The connection between your tummy troubles, anxiety and mood

Something I generally don’t talk about is the fact that I’m gluten sensitive.

Most people never know I have a problem unless they’ve been to a restaurant with me and see how I scour the menu and ask the server lots of questions to determine whether the food is going to cause a reaction.

Even in small amounts, gluten can make me bloated, cause my stomach to cramp and even send me running for the nearest restroom. It can also ruin a great mood and peak my anxiety out of the blue.

It’s not surprising considering that research has shown gluten affects the brain causing neurological symptoms and contributing to major mental health issues like depression, anxiety and schizophrenia.

When the colon is damaged by gluten, it makes sense that the important gut-brain connection would also suffer.

Now, thanks to a study by researchers at the School of Medical Sciences at University of Örebro, Sweden, there’s something those of us who are sensitive to gluten can do to help prevent the protein’s effects…

Breaking down gluten

Previous studies had shown that an enzyme known as aspergillus niger-derived prolyl endoprotease or AN-PEP could break down gluten when given through a feeding tube.

But who wants to be hooked up to a feeding tube?

So, the Swedish scientists decided to test it out in patients who simply swallowed it when they consumed gluten.

The patients either took a high dose or a low dose of the enzyme or a placebo with their gluten meal. The researchers then measured gluten levels in their stomach and small intestine over the course of three hours.

The study showed the enzyme was successful at breaking down gluten.

In fact, the researchers found that gluten levels in both dosage groups were 85 percent lower than in the placebo group.

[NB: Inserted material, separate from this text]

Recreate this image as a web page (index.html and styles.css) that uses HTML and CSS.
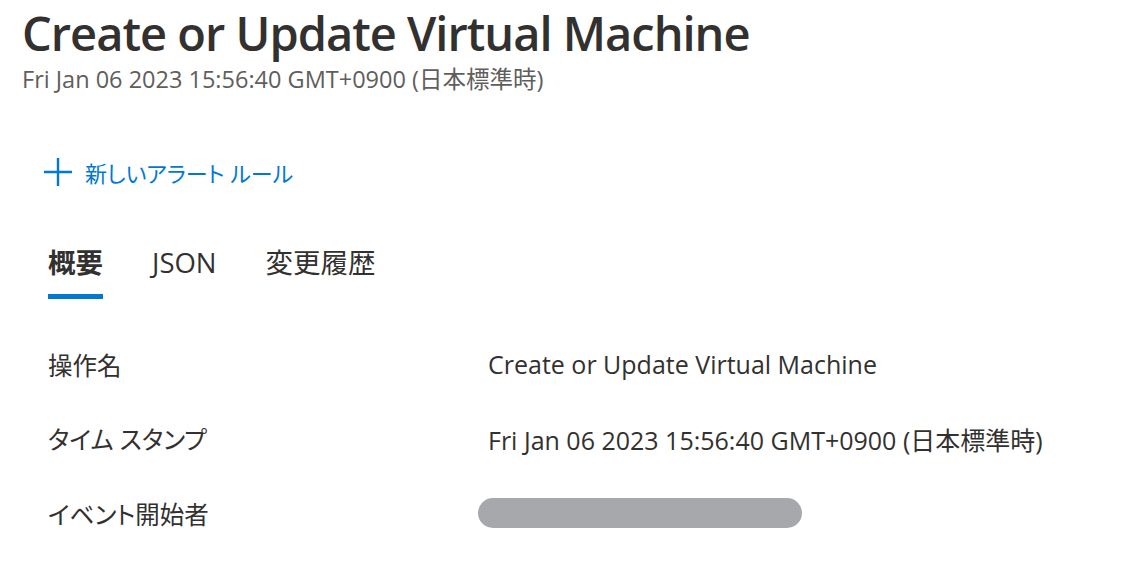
FILE: index.html
```html
<!DOCTYPE html>
<html lang="ja">
<head>
<meta charset="utf-8">
<link rel="stylesheet" href="styles.css">
</head>
<body>
<div class="page">
  <header class="header">
    <h1 class="title">Create or Update Virtual Machine</h1>
    <div class="subtitle">Fri Jan 06 2023 15:56:40 GMT+0900 (日本標準時)</div>
  </header>
  <div class="toolbar">
    <button class="cmd">
      <svg class="plus" width="30" height="30" viewBox="0 0 30 30"><path d="M15 1v28M1 15h28" stroke="#0078d4" stroke-width="2.4" fill="none"/></svg>
      <span class="cmd-label">新しいアラート ルール</span>
    </button>
  </div>
  <nav class="tabs">
    <div class="tab active">概要</div>
    <div class="tab">JSON</div>
    <div class="tab">変更履歴</div>
  </nav>
  <div class="details">
    <div class="row"><div class="label">操作名</div><div class="value">Create or Update Virtual Machine</div></div>
    <div class="row"><div class="label">タイム スタンプ</div><div class="value">Fri Jan 06 2023 15:56:40 GMT+0900 (日本標準時)</div></div>
    <div class="row"><div class="label">イベント開始者</div><div class="value"><span class="redacted"></span></div></div>
  </div>
</div>
</body>
</html>
```
FILE: styles.css
```css
html, body {
  margin: 0;
  padding: 0;
  background: #ffffff;
}
body {
  font-family: "Open Sans", "Noto Sans CJK JP", sans-serif;
  color: #323130;
  font-feature-settings: "palt" 1;
}
.page {
  padding: 0 0 0 22px;
}
.title {
  margin: 0;
  padding-top: 2px;
  font-size: 47px;
  font-weight: 600;
  letter-spacing: -1px;
  line-height: 62px;
  color: #323130;
}
.subtitle {
  font-size: 23.5px;
  line-height: 30px;
  color: #605e5c;
}
.toolbar {
  margin-top: 62px;
  padding-left: 21px;
}
.cmd {
  display: flex;
  align-items: center;
  gap: 12px;
  border: 0;
  background: none;
  padding: 0;
  font: inherit;
  cursor: pointer;
}
.cmd-label {
  font-size: 22px;
  color: #0078d4;
}
.tabs {
  display: flex;
  gap: 49px;
  margin-top: 56px;
  padding-left: 26px;
}
.tab {
  font-size: 27.5px;
  line-height: 38px;
  padding-bottom: 12px;
  border-bottom: 5px solid transparent;
  color: #323130;
}
.tab.active {
  font-weight: 700;
  border-bottom-color: #0078d4;
}
.details {
  margin-top: 28px;
  padding-left: 26px;
}
.row {
  display: flex;
  align-items: center;
  height: 74.5px;
}
.label {
  width: 440px;
  font-size: 24.5px;
  color: #323130;
}
.value {
  font-size: 25px;
  color: #323130;
}
.redacted {
  display: block;
  width: 324px;
  height: 30px;
  margin-left: -10px;
  border-radius: 15px;
  background: #a7a8ab;
}
```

Once the food reached the duodenum, the results were even better; gluten levels reduced by 81 percent in the high dose group and 87 percent in the low dose group versus placebo.

“This substance allows gluten-sensitive patients to feel safer, for example, when they are out with friends at a restaurant and can’t be sure whether something is 100 percent gluten-free,” said Julia König, Ph.D., the study’s lead author and postdoctoral research fellow at the School of Medical Sciences at University of Örebro, Sweden. “Since even small amounts of gluten can affect gluten-sensitive patients, this supplement can play an important role in addressing the residual gluten that is often the cause of uncomfortable symptoms.”

This could be a game-changer for gluten-sensitive patients… allowing us to worry less and have small amounts of gluten without suffering!

More enzymatic help for gluten sensitivities

In addition to AN-PEP, there are other enzymes shown to help people sensitive to gluten. These include:

  • Glutalytic® — A powerful proteolytic enzyme that breaks down 10mg of gluten per capsule before it enters your digestive tract. The average three-meal-a-day American diet contains 10-40 grams of gluten.
  • Bromelain — A protein-digesting enzyme that helps to support digestive comfort after consumption of common food irritants like gluten. It’s also been shown to calm inflammation that can cause your stomach to cramp and ache.
  • Papain — A protein-devouring enzyme, it helps digest gluten peptides to protect you from unwanted after-meal side effects like cramping, constipation, diarrhea, bloating and gas.

Gluten sensitivity has been tied to all sorts of annoying health issues, thanks to even the smallest amount in the food you eat. It’s time to take control back of your body and mind without worry!